Methods to Identify Outliers:
Method 1: Visual Inspection
Look for values that are far from the rest of the data
Method 2: 1.5 × IQR Rule
Lower boundary: \( Q_1 - 1.5 \times \text{IQR} \)
Upper boundary: \( Q_3 + 1.5 \times \text{IQR} \)
Any value below lower boundary or above upper boundary is an outlier
Example:
Data: 12, 15, 18, 20, 22, 25, 28, 75
Find quartiles:
Q₁ = 16.5, Q₂ = 21, Q₃ = 26.5
Calculate IQR: IQR = 26.5 - 16.5 = 10
Calculate boundaries:
Lower: 16.5 - 1.5(10) = 16.5 - 15 = 1.5
Upper: 26.5 + 1.5(10) = 26.5 + 15 = 41.5
75 > 41.5, so 75 is an outlier
9. Effect of Removing an Outlier
Impact on Statistics:
Statistic | Effect of Removing Outlier | Sensitivity |
---|---|---|
Mean | Changes significantly (moves toward center) | Very sensitive |
Median | Little to no change | Not sensitive (resistant) |
Mode | Usually no change (unless outlier is the mode) | Not sensitive |
Range | Decreases significantly | Very sensitive |
MAD | Decreases (data more clustered) | Sensitive |
IQR | Little to no change | Not sensitive (resistant) |
Example:
With outlier: 5, 8, 10, 12, 15, 50
Mean = 16.67, Median = 11, Mode = none, Range = 45
Without outlier: 5, 8, 10, 12, 15
Mean = 10, Median = 10, Mode = none, Range = 10
Observations:
- Mean decreased by 6.67 (40% change)
- Median decreased by only 1 (9% change)
- Range decreased by 35 (78% change)
Conclusion: Median and IQR are better measures when outliers are present.

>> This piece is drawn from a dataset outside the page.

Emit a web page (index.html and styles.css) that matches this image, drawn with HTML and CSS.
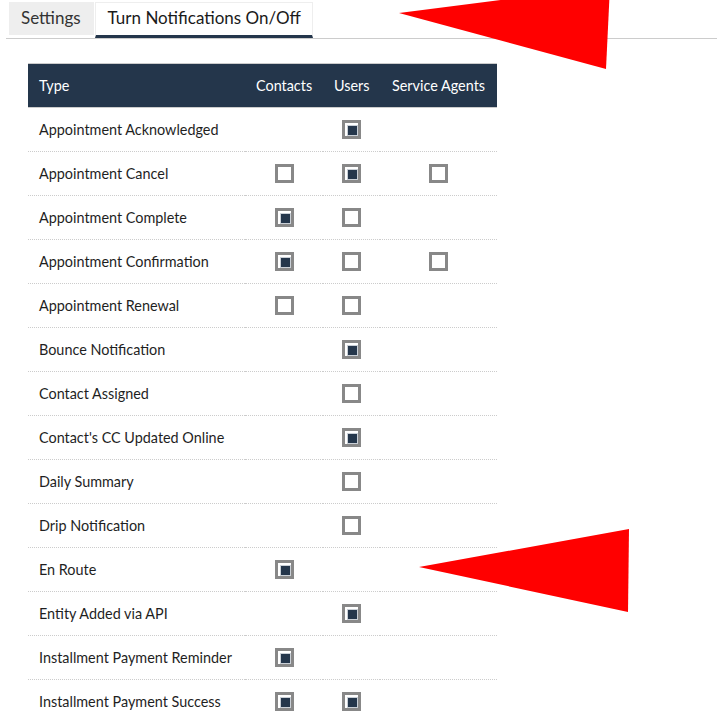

Quick Reference: One-Variable Statistics
Key Formulas:
Mean: \( \bar{x} = \frac{\sum x}{n} \)
Range: \( \text{Max} - \text{Min} \)
MAD: \( \frac{\sum |x_i - \bar{x}|}{n} \)
IQR: \( Q_3 - Q_1 \)
Outlier boundaries: \( Q_1 - 1.5 \times \text{IQR} \) and \( Q_3 + 1.5 \times \text{IQR} \)
Five-Number Summary:
Minimum, Q₁, Median (Q₂), Q₃, Maximum
Resistant vs Sensitive Measures:
- Resistant (not affected by outliers): Median, IQR
- Sensitive (affected by outliers): Mean, Range, MAD
💡 Key Tips for One-Variable Statistics
- ✓ Mean = average (add all, divide by count)
- ✓ Median = middle value (order data first!)
- ✓ Mode = most frequent value
- ✓ Range = max - min (spread of all data)
- ✓ Always order data before finding median and quartiles
- ✓ MAD shows average distance from mean
- ✓ IQR shows spread of middle 50% of data
- ✓ Box plot shows five-number summary visually
- ✓ Outlier = value beyond 1.5 × IQR from quartiles
- ✓ Mean is sensitive to outliers; median is not
- ✓ Use median for skewed data or data with outliers
- ✓ Removing outliers: mean and range change most